The only reason that pride, as a form of selfishness, does not appear in all sinners in the most disgusting forms is only this, that their constitutional temperament and providential circumstances are such as to give a more prominent development to some other attribute of selfishness. It is important to remark that where any one form of unqualified sin exists, there selfishness must exist, and there of course every form of sin must exist, at least in embryo, and waiting only for providential circumstances to develop it. When therefore you see any form of sin, know assuredly that selfishness, the root, is there, and expect nothing else, if selfishness continues, than to see developed, one after one, every form of sin as the providence of God shall present the occasion. Selfishness is a volcano, sometimes smothered, but which must have vent. The providence of God cannot but present occasions upon which its lava-tides will burst forth and carry desolation before them.

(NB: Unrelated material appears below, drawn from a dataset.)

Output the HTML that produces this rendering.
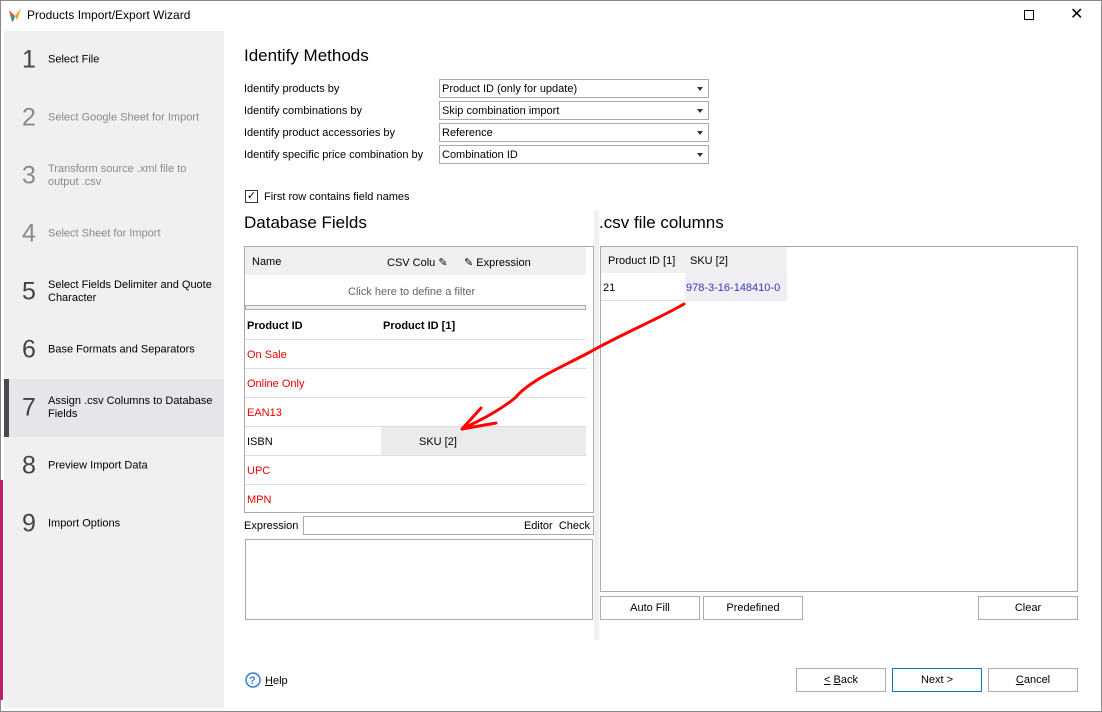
<!DOCTYPE html><html><head><style>
*{margin:0;padding:0;box-sizing:border-box}
body{width:1102px;height:712px;position:relative;background:#fff;font-family:"Liberation Sans",Tahoma,sans-serif;font-size:11px;color:#000;overflow:hidden}
.a{position:absolute}
.side{left:4px;top:31px;width:220px;height:677px;background:#f0f0f0}
.st{position:absolute;left:0;width:220px;height:52px}
.st .n{position:absolute;left:18px;font-size:25px;color:#444;top:50%;transform:translateY(-50%)}
.st .t{position:absolute;left:44px;top:50%;transform:translateY(-50%);font-size:11px;line-height:13px;width:172px}
.dis .n,.dis .t{color:#8a8a8a}
.dd{position:absolute;left:439px;width:270px;height:19px;border:1px solid #aaa;padding:3px 0 0 2px;font-size:11px}
.dd:after{content:"";position:absolute;right:5px;top:7px;border:3px solid transparent;border-top:4px solid #333}
.lbl{position:absolute;left:244px;font-size:11px}
.row{position:absolute;left:245px;width:341px;height:29px;border-bottom:1px solid #ddd}
.row span{position:absolute;left:2px;top:9px}
.red{color:#e00}
.btn{position:absolute;height:24px;border:1px solid #adadad;background:#fff;text-align:center;line-height:23px;font-size:11px}
</style></head><body>
<div class="a" style="left:0;top:0;width:1102px;height:712px;border:1px solid #888"></div>
<svg class="a" style="left:8px;top:7px" width="14" height="16" viewBox="0 0 14 16"><path d="M1 3 L7 9 L4 15 Z" fill="#e85030"/><path d="M13 1 L7 9 L9 13 Z" fill="#f0a020"/><path d="M2 8 L7 10 L5 15Z" fill="#20a0a0"/></svg>
<div class="a" style="left:27px;top:8px;font-size:12px">Products Import/Export Wizard</div>
<div class="a" style="left:1024px;top:10px;width:10px;height:10px;border:1px solid #000"></div>
<div class="a" style="left:1070px;top:4px;font-size:16px">✕</div>
<div class="a" style="left:0;top:480px;width:3px;height:220px;background:#c0206a"></div>
<div class="a side">
<div class="st" style="top:3px"><span class="n">1</span><span class="t">Select File</span></div>
<div class="st dis" style="top:61px"><span class="n">2</span><span class="t">Select Google Sheet for Import</span></div>
<div class="st dis" style="top:119px"><span class="n">3</span><span class="t" style="width:150px">Transform source .xml file to output .csv</span></div>
<div class="st dis" style="top:177px"><span class="n">4</span><span class="t">Select Sheet for Import</span></div>
<div class="st" style="top:235px"><span class="n">5</span><span class="t">Select Fields Delimiter and Quote Character</span></div>
<div class="st" style="top:293px"><span class="n">6</span><span class="t">Base Formats and Separators</span></div>
<div class="st" style="top:348px;height:58px;background:#e6e6ea;border-left:5px solid #4a4a55"><span class="n" style="left:13px">7</span><span class="t" style="left:39px">Assign .csv Columns to Database Fields</span></div>
<div class="st" style="top:409px"><span class="n">8</span><span class="t">Preview Import Data</span></div>
<div class="st" style="top:467px"><span class="n">9</span><span class="t">Import Options</span></div>
</div>
<div class="a" style="left:244px;top:46px;font-size:17px">Identify Methods</div>
<div class="lbl" style="top:83px">Identify products by</div>
<div class="lbl" style="top:105px">Identify combinations by</div>
<div class="lbl" style="top:127px">Identify product accessories by</div>
<div class="lbl" style="top:149px">Identify specific price combination by</div>
<div class="dd" style="top:79px">Product ID (only for update)</div>
<div class="dd" style="top:101px">Skip combination import</div>
<div class="dd" style="top:123px">Reference</div>
<div class="dd" style="top:145px">Combination ID</div>
<div class="a" style="left:245px;top:190px;width:13px;height:13px;border:1px solid #333;font-size:11px;line-height:11px;text-align:center">✓</div>
<div class="a" style="left:264px;top:191px">First row contains field names</div>
<div class="a" style="left:244px;top:213px;font-size:17px">Database Fields</div>
<div class="a" style="left:599px;top:213px;font-size:17px">.csv file columns</div>
<div class="a" style="left:244px;top:246px;width:350px;height:267px;border:1px solid #aaa"></div>
<div class="a" style="left:245px;top:247px;width:341px;height:28px;background:#f0f0f0"></div>
<div class="a" style="left:252px;top:256px">Name</div>
<div class="a" style="left:387px;top:256px">CSV Colu ✎</div>
<div class="a" style="left:464px;top:256px">✎ Expression</div>
<div class="a" style="left:348px;top:286px;color:#666">Click here to define a filter</div>
<div class="a" style="left:245px;top:305px;width:341px;height:5px;border:1px solid #aaa;background:#f0f0f0"></div>
<div class="row" style="top:311px"><span style="font-weight:bold">Product ID</span><span style="left:138px;font-weight:bold">Product ID [1]</span></div>
<div class="row" style="top:340px"><span class="red">On Sale</span></div>
<div class="row" style="top:369px"><span class="red">Online Only</span></div>
<div class="row" style="top:398px"><span class="red">EAN13</span></div>
<div class="row" style="top:427px"><span>ISBN</span><div class="a" style="left:136px;top:0;width:205px;height:28px;background:#ebebeb"></div><span style="left:174px">SKU [2]</span></div>
<div class="row" style="top:456px"><span class="red">UPC</span></div>
<div class="row" style="top:485px;border:0"><span class="red">MPN</span></div>
<div class="a" style="left:244px;top:520px">Expression</div>
<div class="a" style="left:303px;top:516px;width:291px;height:19px;border:1px solid #aaa;text-align:right;padding:3px 3px 0 0">Editor&nbsp; Check</div>
<div class="a" style="left:245px;top:539px;width:348px;height:81px;border:1px solid #aaa"></div>
<div class="a" style="left:594px;top:210px;width:5px;height:430px;background:#f0f0f0"></div>
<div class="a" style="left:596px;top:420px;font-size:9px">⋮</div>
<div class="a" style="left:600px;top:246px;width:478px;height:346px;border:1px solid #aaa"></div>
<div class="a" style="left:601px;top:247px;width:186px;height:26px;background:#f0f0f0"></div>
<div class="a" style="left:608px;top:255px">Product ID [1]</div>
<div class="a" style="left:690px;top:255px">SKU [2]</div>
<div class="a" style="left:601px;top:273px;width:186px;height:28px;border-bottom:1px solid #ddd"></div>
<div class="a" style="left:685px;top:273px;width:102px;height:28px;background:#eeeef4"></div>
<div class="a" style="left:603px;top:282px">21</div>
<div class="a" style="left:686px;top:282px;color:#3a3ab0">978-3-16-148410-0</div>
<div class="btn" style="left:600px;top:596px;width:100px">Auto Fill</div>
<div class="btn" style="left:703px;top:596px;width:100px">Predefined</div>
<div class="btn" style="left:978px;top:596px;width:100px">Clear</div>
<svg class="a" style="left:0;top:0" width="1102" height="712"><path d="M684 304 C660 318 620 335 590 352 C560 368 530 380 515 398 C500 410 485 418 462 429 M462 429 L481 408 M462 429 L496 423" stroke="#f00" stroke-width="3" fill="none" stroke-linecap="round"/>
<circle cx="253" cy="680" r="7" fill="none" stroke="#3a7bd5" stroke-width="1.5"/><text x="249" y="684" font-size="11" font-weight="bold" fill="#3a7bd5" font-family="Liberation Sans">?</text></svg>
<div class="a" style="left:265px;top:675px"><u>H</u>elp</div>
<div class="btn" style="left:796px;top:668px;width:90px"><u>&lt;</u> <u>B</u>ack</div>
<div class="btn" style="left:892px;top:668px;width:90px;border-color:#0078d7">Next &gt;</div>
<div class="btn" style="left:988px;top:668px;width:90px"><u>C</u>ancel</div>
</body></html>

That all these forms of sin exist has been known and admitted. But it does not appear to me that the philosophy of sin has been duly considered by many. It is important that we should get at the fundamental or generic form of sin, that form which includes and implies all others, or more properly, which constitutes the whole of sin. Such is selfishness. "Let it be written with the point of a diamond and engraved in the rock forever," that it may be known that where selfishness is, there every precept of the law is violated, there is the whole of sin. Its guilt and ill desert must depend upon the light with which the selfish mind is surrounded. But sin, the whole of sin, is there.